What to produce |
Search the listing below for the string "React" and show each line that contains it.

Material |
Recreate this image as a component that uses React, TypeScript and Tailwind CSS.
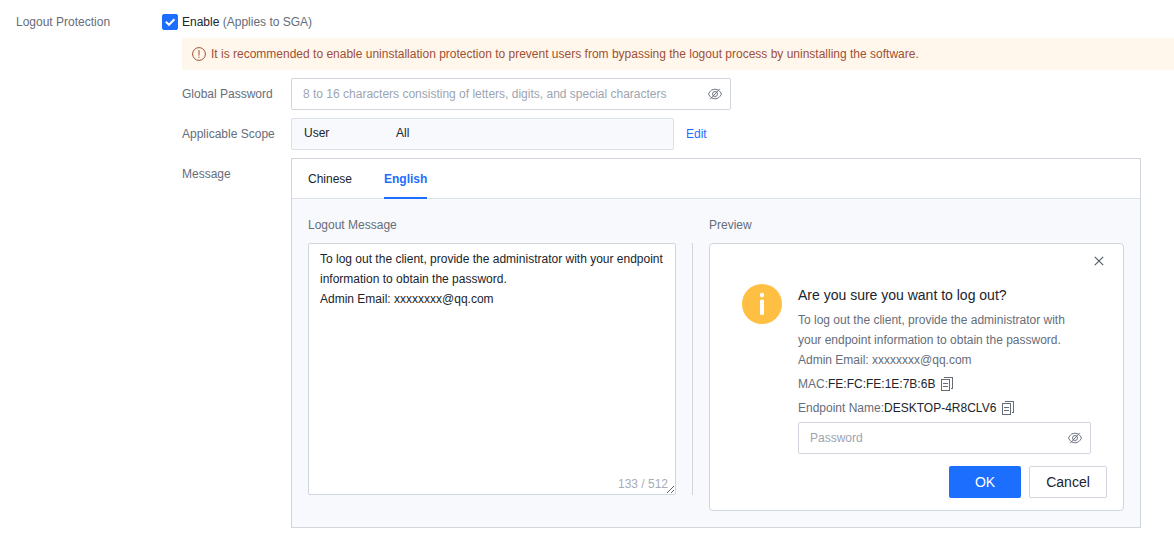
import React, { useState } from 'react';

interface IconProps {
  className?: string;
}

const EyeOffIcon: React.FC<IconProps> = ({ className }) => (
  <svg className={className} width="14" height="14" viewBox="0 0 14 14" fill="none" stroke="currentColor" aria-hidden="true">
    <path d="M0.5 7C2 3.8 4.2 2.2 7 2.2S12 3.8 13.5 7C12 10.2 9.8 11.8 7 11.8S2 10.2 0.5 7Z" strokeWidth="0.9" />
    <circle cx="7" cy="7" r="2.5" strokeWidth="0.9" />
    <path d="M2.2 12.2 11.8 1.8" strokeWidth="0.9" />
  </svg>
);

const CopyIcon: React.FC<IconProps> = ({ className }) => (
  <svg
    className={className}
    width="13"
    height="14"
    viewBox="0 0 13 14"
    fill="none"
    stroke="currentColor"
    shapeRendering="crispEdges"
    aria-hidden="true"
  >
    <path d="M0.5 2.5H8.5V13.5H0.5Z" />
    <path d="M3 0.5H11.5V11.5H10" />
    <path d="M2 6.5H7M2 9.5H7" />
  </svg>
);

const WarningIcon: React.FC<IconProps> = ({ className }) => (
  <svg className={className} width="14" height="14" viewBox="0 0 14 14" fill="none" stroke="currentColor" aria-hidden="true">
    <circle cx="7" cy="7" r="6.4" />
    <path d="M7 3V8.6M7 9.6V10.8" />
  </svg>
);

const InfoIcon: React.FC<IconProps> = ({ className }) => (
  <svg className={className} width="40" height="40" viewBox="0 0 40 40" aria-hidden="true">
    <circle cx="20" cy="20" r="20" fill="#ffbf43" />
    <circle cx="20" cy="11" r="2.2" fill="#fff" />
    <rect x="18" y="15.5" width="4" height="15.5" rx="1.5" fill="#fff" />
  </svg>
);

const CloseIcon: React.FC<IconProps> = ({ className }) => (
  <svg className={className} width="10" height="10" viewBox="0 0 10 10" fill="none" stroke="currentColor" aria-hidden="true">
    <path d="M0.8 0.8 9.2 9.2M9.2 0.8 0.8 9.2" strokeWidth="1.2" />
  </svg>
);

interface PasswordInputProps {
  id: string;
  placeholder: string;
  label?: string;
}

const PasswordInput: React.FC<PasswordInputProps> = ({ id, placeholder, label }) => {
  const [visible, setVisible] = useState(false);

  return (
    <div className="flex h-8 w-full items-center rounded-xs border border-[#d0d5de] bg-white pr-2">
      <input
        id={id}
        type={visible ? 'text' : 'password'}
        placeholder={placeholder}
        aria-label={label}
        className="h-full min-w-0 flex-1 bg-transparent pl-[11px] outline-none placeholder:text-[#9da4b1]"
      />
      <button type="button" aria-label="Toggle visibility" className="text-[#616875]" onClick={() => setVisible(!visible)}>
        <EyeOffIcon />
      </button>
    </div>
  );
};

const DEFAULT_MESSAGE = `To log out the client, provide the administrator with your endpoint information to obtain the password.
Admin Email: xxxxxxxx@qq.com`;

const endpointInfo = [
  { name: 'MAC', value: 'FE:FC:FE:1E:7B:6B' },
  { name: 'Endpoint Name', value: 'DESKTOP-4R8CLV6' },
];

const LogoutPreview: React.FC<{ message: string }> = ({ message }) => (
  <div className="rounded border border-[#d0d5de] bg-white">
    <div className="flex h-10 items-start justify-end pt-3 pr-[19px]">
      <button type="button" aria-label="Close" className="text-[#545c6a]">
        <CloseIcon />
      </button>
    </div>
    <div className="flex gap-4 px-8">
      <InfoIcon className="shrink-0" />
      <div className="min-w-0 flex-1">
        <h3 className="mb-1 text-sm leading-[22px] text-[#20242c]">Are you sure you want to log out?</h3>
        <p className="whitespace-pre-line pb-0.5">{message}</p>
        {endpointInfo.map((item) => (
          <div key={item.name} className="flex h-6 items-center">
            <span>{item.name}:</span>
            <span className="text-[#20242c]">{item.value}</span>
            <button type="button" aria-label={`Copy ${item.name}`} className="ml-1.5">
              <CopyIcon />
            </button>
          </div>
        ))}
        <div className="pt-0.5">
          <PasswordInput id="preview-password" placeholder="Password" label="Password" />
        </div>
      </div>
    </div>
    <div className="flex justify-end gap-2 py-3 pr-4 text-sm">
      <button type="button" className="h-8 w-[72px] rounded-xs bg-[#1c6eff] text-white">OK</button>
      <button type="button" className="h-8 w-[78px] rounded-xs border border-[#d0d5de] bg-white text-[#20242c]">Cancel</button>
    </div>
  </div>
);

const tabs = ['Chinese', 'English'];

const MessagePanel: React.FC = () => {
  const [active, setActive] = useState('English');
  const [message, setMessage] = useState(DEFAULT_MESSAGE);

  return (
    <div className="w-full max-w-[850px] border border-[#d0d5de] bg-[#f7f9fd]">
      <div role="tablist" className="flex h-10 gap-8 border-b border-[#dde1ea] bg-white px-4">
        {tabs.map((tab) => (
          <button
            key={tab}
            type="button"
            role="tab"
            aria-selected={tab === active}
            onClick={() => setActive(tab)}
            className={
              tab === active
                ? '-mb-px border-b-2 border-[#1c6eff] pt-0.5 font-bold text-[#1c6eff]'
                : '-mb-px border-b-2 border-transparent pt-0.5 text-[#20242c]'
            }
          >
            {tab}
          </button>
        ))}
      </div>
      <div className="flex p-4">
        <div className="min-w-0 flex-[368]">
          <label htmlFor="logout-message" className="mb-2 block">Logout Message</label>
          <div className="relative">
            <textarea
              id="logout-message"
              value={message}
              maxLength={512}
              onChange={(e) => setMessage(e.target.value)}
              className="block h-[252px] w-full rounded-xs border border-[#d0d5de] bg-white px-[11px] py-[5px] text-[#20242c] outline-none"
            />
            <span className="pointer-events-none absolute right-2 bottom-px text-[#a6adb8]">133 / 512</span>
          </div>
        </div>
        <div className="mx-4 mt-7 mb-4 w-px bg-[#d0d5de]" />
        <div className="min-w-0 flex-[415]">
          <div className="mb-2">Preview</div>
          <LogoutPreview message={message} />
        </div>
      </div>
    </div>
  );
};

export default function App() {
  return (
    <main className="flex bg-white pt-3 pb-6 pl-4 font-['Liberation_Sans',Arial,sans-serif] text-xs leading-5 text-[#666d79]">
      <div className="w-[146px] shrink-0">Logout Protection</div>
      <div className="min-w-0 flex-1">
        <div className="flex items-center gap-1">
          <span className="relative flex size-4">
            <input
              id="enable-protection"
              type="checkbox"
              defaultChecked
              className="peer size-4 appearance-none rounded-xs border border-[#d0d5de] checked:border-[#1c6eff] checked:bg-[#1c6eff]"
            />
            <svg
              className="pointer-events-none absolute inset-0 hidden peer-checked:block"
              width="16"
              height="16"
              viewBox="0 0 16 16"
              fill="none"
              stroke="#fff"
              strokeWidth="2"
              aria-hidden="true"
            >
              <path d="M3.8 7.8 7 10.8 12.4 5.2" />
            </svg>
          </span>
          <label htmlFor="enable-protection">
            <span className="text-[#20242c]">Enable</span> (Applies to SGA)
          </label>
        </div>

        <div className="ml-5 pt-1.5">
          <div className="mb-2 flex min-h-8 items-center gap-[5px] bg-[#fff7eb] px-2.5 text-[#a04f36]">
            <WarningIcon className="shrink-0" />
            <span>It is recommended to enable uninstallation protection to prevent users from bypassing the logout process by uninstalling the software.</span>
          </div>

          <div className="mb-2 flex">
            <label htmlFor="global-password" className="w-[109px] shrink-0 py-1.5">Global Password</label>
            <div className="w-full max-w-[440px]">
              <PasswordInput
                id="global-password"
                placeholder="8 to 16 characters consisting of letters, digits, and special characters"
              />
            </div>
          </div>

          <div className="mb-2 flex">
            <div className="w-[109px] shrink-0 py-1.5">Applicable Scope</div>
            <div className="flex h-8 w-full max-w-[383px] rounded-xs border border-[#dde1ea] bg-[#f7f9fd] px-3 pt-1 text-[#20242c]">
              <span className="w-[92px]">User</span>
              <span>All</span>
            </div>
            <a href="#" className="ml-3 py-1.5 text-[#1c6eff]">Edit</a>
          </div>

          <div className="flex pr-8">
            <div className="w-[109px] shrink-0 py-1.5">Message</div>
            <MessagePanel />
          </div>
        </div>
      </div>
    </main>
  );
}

Solution for this problem |
Recreate this image as a component that uses React, TypeScript and Tailwind CSS.
import React, { useState } from 'react';
const EyeOffIcon: React.FC<IconProps> = ({ className }) => (
const CopyIcon: React.FC<IconProps> = ({ className }) => (
const WarningIcon: React.FC<IconProps> = ({ className }) => (
const InfoIcon: React.FC<IconProps> = ({ className }) => (
const CloseIcon: React.FC<IconProps> = ({ className }) => (
const PasswordInput: React.FC<PasswordInputProps> = ({ id, placeholder, label }) => {
const LogoutPreview: React.FC<{ message: string }> = ({ message }) => (
const MessagePanel: React.FC = () => {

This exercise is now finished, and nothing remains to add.